--- start ---

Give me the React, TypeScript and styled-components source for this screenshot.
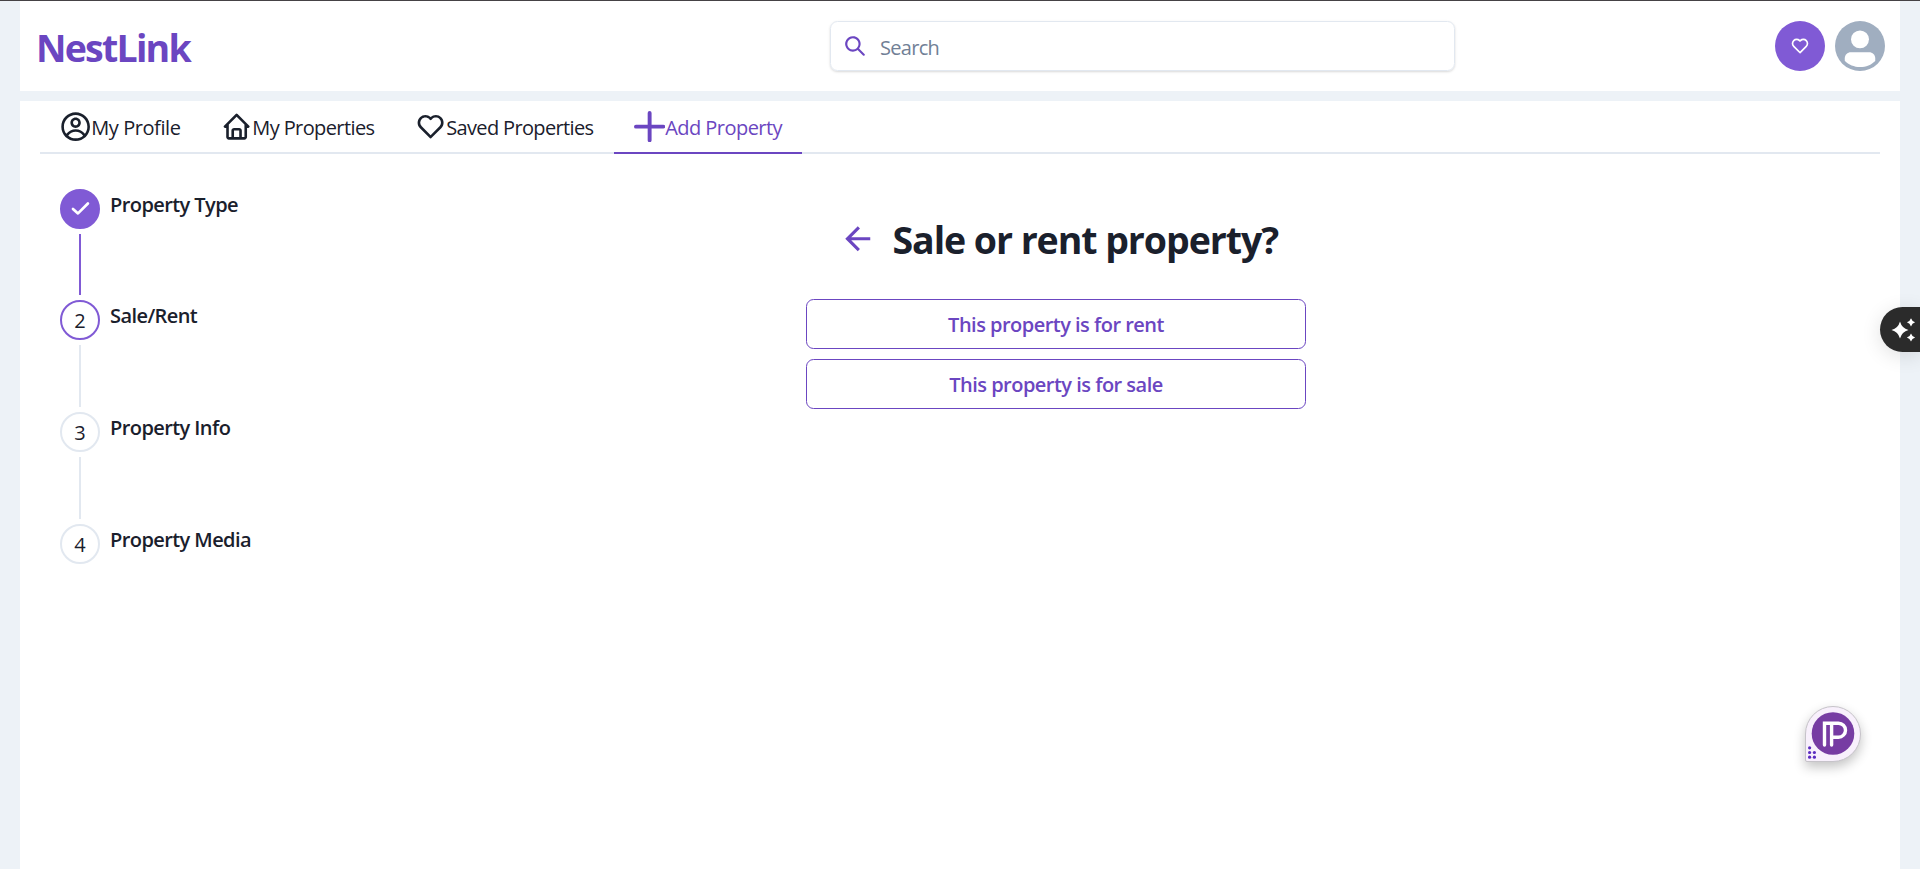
import React from "react";
import styled, { createGlobalStyle, css } from "styled-components";
import { BiHome, BiHeart } from "react-icons/bi";
import { CgProfile } from "react-icons/cg";
import { MdArrowBack } from "react-icons/md";

const color = {
  brand: "#6b46c1",
  brandLight: "#805ad5",
  ink: "#1a202c",
  line: "#e2e8f0",
  page: "#edf2f7",
  muted: "#718096",
};

const Global = createGlobalStyle`
  * { box-sizing: border-box; }
  html, body { margin: 0; overflow: hidden; }
  body {
    font-family: "Segoe UI", "Open Sans", "Noto Sans", sans-serif;
    font-size: 20px;
    line-height: 30px;
    color: ${color.ink};
    background: ${color.page};
  }
  svg { display: block; flex-shrink: 0; }
`;

const Text = styled.span<{ $track?: number }>`
  white-space: nowrap;
  letter-spacing: ${(p) => p.$track ?? 0}px;
`;

const Page = styled.div`
  height: 869px;
  padding: 0 20px;
  border-top: 1px solid #454245;
  display: flex;
  flex-direction: column;
  gap: 10px;
`;

const Header = styled.header`
  height: 90px;
  background: #fff;
  padding: 0 15px 0 16px;
  display: flex;
  align-items: center;
`;

const Brand = styled.h1`
  margin: 3px 0 0;
  width: 160px;
  font-size: 37.5px;
  line-height: 45px;
  font-weight: 700;
  color: ${color.brand};
`;

const SearchBox = styled.label`
  width: 625px;
  height: 50px;
  margin-left: 634px;
  display: flex;
  align-items: center;
  gap: 15px;
  padding-left: 14px;
  border: 1px solid ${color.line};
  border-radius: 7.5px;
  box-shadow: 0 1px 3px rgba(0, 0, 0, 0.1), 0 1px 2px rgba(0, 0, 0, 0.06);
  color: ${color.brand};
`;

const Placeholder = styled(Text)`
  color: ${color.muted};
  margin-top: 4px;
`;

const Actions = styled.div`
  display: flex;
  gap: 10px;
  margin-left: auto;
`;

const Round = styled.div<{ $bg: string }>`
  width: 50px;
  height: 50px;
  border-radius: 50%;
  background: ${(p) => p.$bg};
  color: #fff;
  display: flex;
  align-items: center;
  justify-content: center;
`;

const Panel = styled.main`
  flex: 1;
  background: #fff;
  padding: 0 20px;
`;

const Tabs = styled.nav`
  height: 53px;
  display: flex;
  border-bottom: 2px solid ${color.line};
`;

const Tab = styled.div<{ $width: number; $active?: boolean }>`
  width: ${(p) => p.$width}px;
  height: 53px;
  padding-left: 20px;
  display: flex;
  align-items: center;
  border-bottom: 2px solid transparent;
  ${(p) =>
    p.$active &&
    css`
      color: ${color.brand};
      border-bottom-color: ${color.brand};
    `}
  span { margin-top: 3px; }
`;

const Content = styled.div`
  display: flex;
  padding: 34.6px 20px 0;
`;

const Steps = styled.ol`
  list-style: none;
  margin: 0;
  padding: 0;
  width: 746px;
`;

const Step = styled.li`
  display: flex;
  gap: 10px;
  height: 111.67px;
`;

const Rail = styled.div`
  display: flex;
  flex-direction: column;
  align-items: center;
  gap: 5px;
`;

const Marker = styled.div<{ $state: "done" | "active" | "todo" }>`
  width: 40px;
  height: 40px;
  border-radius: 50%;
  display: flex;
  align-items: center;
  justify-content: center;
  padding-top: ${(p) => (p.$state === "done" ? 0 : 2)}px;
  border: 2px solid ${(p) => (p.$state === "todo" ? color.line : color.brandLight)};
  background: ${(p) => (p.$state === "done" ? color.brandLight : "#fff")};
`;

const Connector = styled.div<{ $done: boolean }>`
  width: 2px;
  height: 61.6px;
  background: ${(p) => (p.$done ? color.brandLight : color.line)};
`;

const StepTitle = styled.h3`
  margin: 1px 0 0;
  font-size: 20px;
  line-height: 30px;
  font-weight: 600;
`;

const Question = styled.section`
  width: 500px;
  padding-top: 27.4px;
`;

const QuestionHead = styled.div`
  display: flex;
  align-items: center;
  height: 45px;
  padding-left: 33px;
  gap: 16px;
  color: ${color.brand};
`;

const Title = styled.h2`
  margin: 3px 0 0;
  font-size: 37.5px;
  line-height: 45px;
  font-weight: 700;
  color: ${color.ink};
`;

const Choices = styled.div`
  margin-top: 38px;
  display: flex;
  flex-direction: column;
  gap: 10px;
`;

const Choice = styled.button`
  height: 50px;
  padding: 2px 0 0;
  border: 1px solid ${color.brand};
  border-radius: 7.5px;
  background: #fff;
  color: ${color.brand};
  font: 600 20px/24px "Segoe UI", "Open Sans", "Noto Sans", sans-serif;
`;

const AssistTab = styled.div`
  position: absolute;
  right: 0;
  top: 307px;
  width: 40px;
  height: 45px;
  padding-left: 11px;
  display: flex;
  align-items: center;
  border-radius: 23px 0 0 23px;
  background: #2b2b2b;
  box-shadow: 0 4px 20px rgba(0, 0, 0, 0.12);
`;

const ChatBadge = styled.div`
  position: absolute;
  left: 1805px;
  top: 706px;
  width: 56px;
  height: 56px;
  border: 1px solid #c6c3c9;
  border-radius: 28px 28px 28px 2px;
  background: #f8f0fc;
  box-shadow: 0 5px 12px rgba(0, 0, 0, 0.24);
`;

const SearchIcon = () => (
  <svg width="20" height="20" viewBox="0 0 24 24" fill="currentColor">
    <path d="M23.384,21.619,16.855,15.09a9.284,9.284,0,1,0-1.768,1.768l6.529,6.529a1.266,1.266,0,0,0,1.768,0A1.251,1.251,0,0,0,23.384,21.619ZM2.75,9.5a6.75,6.75,0,1,1,6.75,6.75A6.758,6.758,0,0,1,2.75,9.5Z" />
  </svg>
);

const PlusIcon = () => (
  <svg width="31.25" height="31.25" viewBox="0 0 16 16" fill="currentColor">
    <path d="M8 0a1 1 0 0 1 1 1v6h6a1 1 0 1 1 0 2H9v6a1 1 0 1 1-2 0V9H1a1 1 0 0 1 0-2h6V1a1 1 0 0 1 1-1z" />
  </svg>
);

const CheckIcon = () => (
  <svg width="20" height="20" viewBox="0 0 20 20" fill="none" stroke="#fff" strokeWidth="2.7" strokeLinecap="round" strokeLinejoin="round">
    <path d="M3 9.900l5 4.500L17.900 4.500" />
  </svg>
);

const AvatarIcon = () => (
  <svg width="50" height="50" viewBox="0 0 128 128" fill="#fff">
    <path d="M103,102.1388 C93.094,111.92 79.3504,118 64.1638,118 C48.8056,118 34.9294,111.768 25,101.7892 L25,95.2 C25,86.8096 31.981,80 40.6,80 L87.4,80 C96.019,80 103,86.8096 103,95.2 L103,102.1388 Z" />
    <circle cx="64" cy="47" r="23" />
  </svg>
);

const SparkleIcon = () => (
  <svg width="25" height="24" viewBox="0 0 25 24" fill="#fff">
    <path d="M9 3.500Q10.800 10.200 17.500 12Q10.800 13.800 9 20.500Q7.200 13.800.5 12Q7.200 10.200 9 3.500z" />
    <path d="M20 .2Q21 3.300 24.100 4.300Q21 5.300 20 8.400Q19 5.300 15.900 4.300Q19 3.300 20 .2z" />
    <path d="M20 15.400Q21 18.500 24.100 19.500Q21 20.500 20 23.600Q19 20.500 15.900 19.500Q19 18.500 20 15.400z" />
  </svg>
);

const ChatLogo = () => (
  <svg width="54" height="54" viewBox="0 0 54 54">
    <circle cx="27" cy="26.500" r="21.300" fill="#773ca3" />
    <path d="M18.500 38V16.200H32.500a6.900 6.900 0 0 1 0 14H25.600M25.600 38V17" fill="none" stroke="#fff" strokeWidth="3.400" strokeLinecap="round" />
    <g fill="#5a2bc0">
      <circle cx="3.600" cy="40.800" r="1.600" />
      <circle cx="3.600" cy="45.500" r="1.600" />
      <circle cx="8.400" cy="45.500" r="1.600" />
      <circle cx="3.600" cy="50.200" r="1.600" />
      <circle cx="8.400" cy="50.200" r="1.600" />
    </g>
  </svg>
);

const tabs = [
  { label: "My Profile", icon: <CgProfile size={31.25} />, width: 161, track: -0.43 },
  { label: "My Properties", icon: <BiHome size={31.25} />, width: 194, track: -0.6 },
  { label: "Saved Properties", icon: <BiHeart size={31.25} />, width: 219, track: -0.65 },
  { label: "Add Property", icon: <PlusIcon />, width: 188, track: -0.55, active: true },
];

const steps = [
  { title: "Property Type", state: "done" },
  { title: "Sale/Rent", state: "active" },
  { title: "Property Info", state: "todo" },
  { title: "Property Media", state: "todo" },
] as const;

export default function App() {
  return (
    <>
      <Global />
      <Page>
        <Header>
          <Brand><Text $track={-1.77}>NestLink</Text></Brand>
          <SearchBox>
            <SearchIcon />
            <Placeholder $track={-0.7}>Search</Placeholder>
          </SearchBox>
          <Actions>
            <Round $bg={color.brandLight}><BiHeart size={20} /></Round>
            <Round $bg="#a0aec0"><AvatarIcon /></Round>
          </Actions>
        </Header>
        <Panel>
          <Tabs>
            {tabs.map((t) => (
              <Tab key={t.label} $width={t.width} $active={t.active}>
                {t.icon}
                <Text $track={t.track}>{t.label}</Text>
              </Tab>
            ))}
          </Tabs>
          <Content>
            <Steps>
              {steps.map((s, i) => (
                <Step key={s.title}>
                  <Rail>
                    <Marker $state={s.state}>{s.state === "done" ? <CheckIcon /> : i + 1}</Marker>
                    {i < steps.length - 1 && <Connector $done={s.state === "done"} />}
                  </Rail>
                  <StepTitle><Text $track={-0.58}>{s.title}</Text></StepTitle>
                </Step>
              ))}
            </Steps>
            <Question>
              <QuestionHead>
                <MdArrowBack size={37.5} />
                <Title><Text $track={-1.06}>Sale or rent property?</Text></Title>
              </QuestionHead>
              <Choices>
                <Choice><Text $track={-0.52}>This property is for rent</Text></Choice>
                <Choice><Text $track={-0.52}>This property is for sale</Text></Choice>
              </Choices>
            </Question>
          </Content>
        </Panel>
      </Page>
      <AssistTab><SparkleIcon /></AssistTab>
      <ChatBadge><ChatLogo /></ChatBadge>
    </>
  );
}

--- end ---

# Stated goal
In the listing, find every line with the word "components" and state how many there are, nothing more.

# Solution to this problem
2